Checkpoint Location: Crash Recovery

A checkpoint stores the streaming query’s progress. If the notebook crashes and restarts, streaming resumes from the last checkpoint — no data loss, no duplicates.

.option("checkpointLocation", "Files/checkpoints/my_stream")

Checkpoint contains:
  - Which data has been processed (offsets)
  - State of aggregations (intermediate results)
  - Configuration of the query

Crash scenario:
  1. Stream processed events 1-1000 → checkpoint saved
  2. Notebook crashes at event 1001
  3. Notebook restarts → reads checkpoint → resumes from event 1001
  4. No events lost, no duplicates

CRITICAL: Every streaming query MUST have a unique checkpoint location. Two queries sharing a checkpoint corrupt each other.

Stateless vs Stateful Transformations

Stateless: Filter, Select, Map

Stateless transformations process each row independently — no memory of previous rows needed:

# Stateless: each row processed independently
df_filtered = df_stream.filter(col("temperature") > 100)
df_projected = df_stream.select("device_id", "temperature", "timestamp")
df_mapped = df_stream.withColumn("temp_fahrenheit", col("temperature") * 9/5 + 32)

# Output mode: APPEND (just add new processed rows)

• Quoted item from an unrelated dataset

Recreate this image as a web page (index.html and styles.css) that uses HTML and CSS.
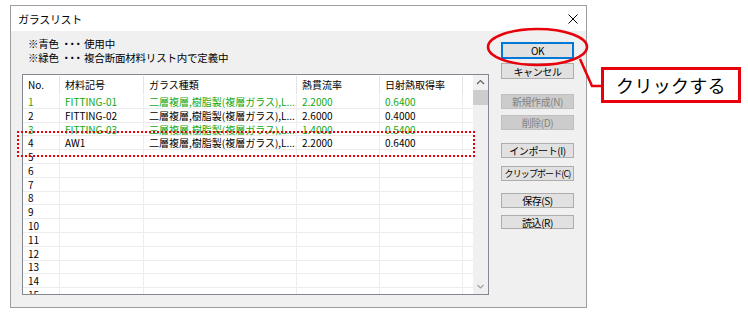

Stateful: Aggregation, Deduplication, Joins

Stateful transformations maintain state across micro-batches — they need to “remember” previous data:

# Stateful: needs to remember running counts
df_counts = df_stream.groupBy("device_id").count()
# Spark maintains a state store with the count per device_id
# Each new micro-batch updates the counts

# Stateful: deduplication (remember which IDs we have seen)
df_deduped = df_stream.dropDuplicates(["event_id"])
# Spark remembers all seen event_ids to avoid duplicates

# Stateful: stream-stream join
df_joined = df_orders.join(df_payments, "order_id")
# Spark buffers unmatched rows until their match arrives

# Output mode: COMPLETE or UPDATE (not APPEND for aggregations)

Real-life analogy: Stateless is like a cashier scanning items — each item is independent, no memory needed. Stateful is like a running tab at a bar — the bartender must REMEMBER your previous drinks to give you the correct total. State = memory.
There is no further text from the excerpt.